Return all the data below as it stands, minus the pictures.

··· Data lines

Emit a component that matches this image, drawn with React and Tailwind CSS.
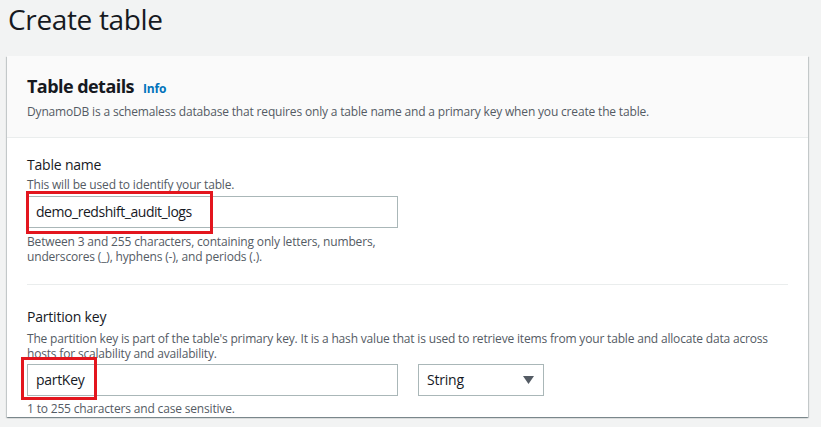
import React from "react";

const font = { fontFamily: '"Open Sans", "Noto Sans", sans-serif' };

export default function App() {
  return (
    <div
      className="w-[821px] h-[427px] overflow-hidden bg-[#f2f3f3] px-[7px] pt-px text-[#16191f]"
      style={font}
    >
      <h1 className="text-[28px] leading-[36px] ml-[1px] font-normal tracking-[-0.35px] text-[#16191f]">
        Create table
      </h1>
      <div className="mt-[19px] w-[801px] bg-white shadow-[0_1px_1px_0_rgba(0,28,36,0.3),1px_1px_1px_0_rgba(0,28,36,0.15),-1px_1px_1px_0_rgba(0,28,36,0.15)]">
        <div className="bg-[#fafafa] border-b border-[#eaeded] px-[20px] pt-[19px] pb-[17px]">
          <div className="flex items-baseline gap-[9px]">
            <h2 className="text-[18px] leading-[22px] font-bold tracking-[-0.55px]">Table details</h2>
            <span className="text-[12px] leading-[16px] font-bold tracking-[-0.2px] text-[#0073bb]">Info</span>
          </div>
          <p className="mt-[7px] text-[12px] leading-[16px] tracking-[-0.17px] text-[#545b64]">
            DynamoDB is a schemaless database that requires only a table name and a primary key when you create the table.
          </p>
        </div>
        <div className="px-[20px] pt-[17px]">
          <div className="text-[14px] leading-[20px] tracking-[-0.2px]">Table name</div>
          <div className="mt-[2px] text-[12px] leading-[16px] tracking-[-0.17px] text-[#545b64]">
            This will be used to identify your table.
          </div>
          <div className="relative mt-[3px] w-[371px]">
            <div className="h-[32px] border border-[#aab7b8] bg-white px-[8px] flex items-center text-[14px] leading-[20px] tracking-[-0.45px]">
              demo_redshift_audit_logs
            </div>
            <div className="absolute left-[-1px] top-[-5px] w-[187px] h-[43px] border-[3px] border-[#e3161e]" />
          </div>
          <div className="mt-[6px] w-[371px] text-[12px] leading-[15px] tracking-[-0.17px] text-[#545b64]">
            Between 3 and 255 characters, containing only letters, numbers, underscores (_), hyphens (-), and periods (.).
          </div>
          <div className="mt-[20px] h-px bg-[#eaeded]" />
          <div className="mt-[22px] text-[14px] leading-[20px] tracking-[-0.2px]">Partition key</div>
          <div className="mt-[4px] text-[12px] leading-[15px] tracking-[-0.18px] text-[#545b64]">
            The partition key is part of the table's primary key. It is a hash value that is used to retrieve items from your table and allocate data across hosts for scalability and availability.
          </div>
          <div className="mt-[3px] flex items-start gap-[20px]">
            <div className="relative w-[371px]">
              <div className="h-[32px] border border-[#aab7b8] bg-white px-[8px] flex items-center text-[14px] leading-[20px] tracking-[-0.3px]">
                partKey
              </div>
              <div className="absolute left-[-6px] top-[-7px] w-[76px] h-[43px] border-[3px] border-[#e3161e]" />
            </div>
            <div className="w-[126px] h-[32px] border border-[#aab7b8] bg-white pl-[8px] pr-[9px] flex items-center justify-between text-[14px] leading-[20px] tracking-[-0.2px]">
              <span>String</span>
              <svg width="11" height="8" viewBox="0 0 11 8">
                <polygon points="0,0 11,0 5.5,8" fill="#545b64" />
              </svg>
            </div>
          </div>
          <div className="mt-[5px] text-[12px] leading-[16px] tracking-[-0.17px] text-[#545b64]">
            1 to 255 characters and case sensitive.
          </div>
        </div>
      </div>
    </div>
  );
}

······

» Answer to the problem
Emit a component that matches this image, drawn with React and Tailwind CSS.
import React from "react";

const font = { fontFamily: '"Open Sans", "Noto Sans", sans-serif' };

export default function App() {
  return (
    <div
      className="w-[821px] h-[427px] overflow-hidden bg-[#f2f3f3] px-[7px] pt-px text-[#16191f]"
      style={font}
    >
      <h1 className="text-[28px] leading-[36px] ml-[1px] font-normal tracking-[-0.35px] text-[#16191f]">
        Create table
      </h1>
      <div className="mt-[19px] w-[801px] bg-white shadow-[0_1px_1px_0_rgba(0,28,36,0.3),1px_1px_1px_0_rgba(0,28,36,0.15),-1px_1px_1px_0_rgba(0,28,36,0.15)]">
        <div className="bg-[#fafafa] border-b border-[#eaeded] px-[20px] pt-[19px] pb-[17px]">
          <div className="flex items-baseline gap-[9px]">
            <h2 className="text-[18px] leading-[22px] font-bold tracking-[-0.55px]">Table details</h2>
            <span className="text-[12px] leading-[16px] font-bold tracking-[-0.2px] text-[#0073bb]">Info</span>
          </div>
          <p className="mt-[7px] text-[12px] leading-[16px] tracking-[-0.17px] text-[#545b64]">
            DynamoDB is a schemaless database that requires only a table name and a primary key when you create the table.
          </p>
        </div>
        <div className="px-[20px] pt-[17px]">
          <div className="text-[14px] leading-[20px] tracking-[-0.2px]">Table name</div>
          <div className="mt-[2px] text-[12px] leading-[16px] tracking-[-0.17px] text-[#545b64]">
            This will be used to identify your table.
          </div>
          <div className="relative mt-[3px] w-[371px]">
            <div className="h-[32px] border border-[#aab7b8] bg-white px-[8px] flex items-center text-[14px] leading-[20px] tracking-[-0.45px]">
              demo_redshift_audit_logs
            </div>
            <div className="absolute left-[-1px] top-[-5px] w-[187px] h-[43px] border-[3px] border-[#e3161e]" />
          </div>
          <div className="mt-[6px] w-[371px] text-[12px] leading-[15px] tracking-[-0.17px] text-[#545b64]">
            Between 3 and 255 characters, containing only letters, numbers, underscores (_), hyphens (-), and periods (.).
          </div>
          <div className="mt-[20px] h-px bg-[#eaeded]" />
          <div className="mt-[22px] text-[14px] leading-[20px] tracking-[-0.2px]">Partition key</div>
          <div className="mt-[4px] text-[12px] leading-[15px] tracking-[-0.18px] text-[#545b64]">
            The partition key is part of the table's primary key. It is a hash value that is used to retrieve items from your table and allocate data across hosts for scalability and availability.
          </div>
          <div className="mt-[3px] flex items-start gap-[20px]">
            <div className="relative w-[371px]">
              <div className="h-[32px] border border-[#aab7b8] bg-white px-[8px] flex items-center text-[14px] leading-[20px] tracking-[-0.3px]">
                partKey
              </div>
              <div className="absolute left-[-6px] top-[-7px] w-[76px] h-[43px] border-[3px] border-[#e3161e]" />
            </div>
            <div className="w-[126px] h-[32px] border border-[#aab7b8] bg-white pl-[8px] pr-[9px] flex items-center justify-between text-[14px] leading-[20px] tracking-[-0.2px]">
              <span>String</span>
              <svg width="11" height="8" viewBox="0 0 11 8">
                <polygon points="0,0 11,0 5.5,8" fill="#545b64" />
              </svg>
            </div>
          </div>
          <div className="mt-[5px] text-[12px] leading-[16px] tracking-[-0.17px] text-[#545b64]">
            1 to 255 characters and case sensitive.
          </div>
        </div>
      </div>
    </div>
  );
}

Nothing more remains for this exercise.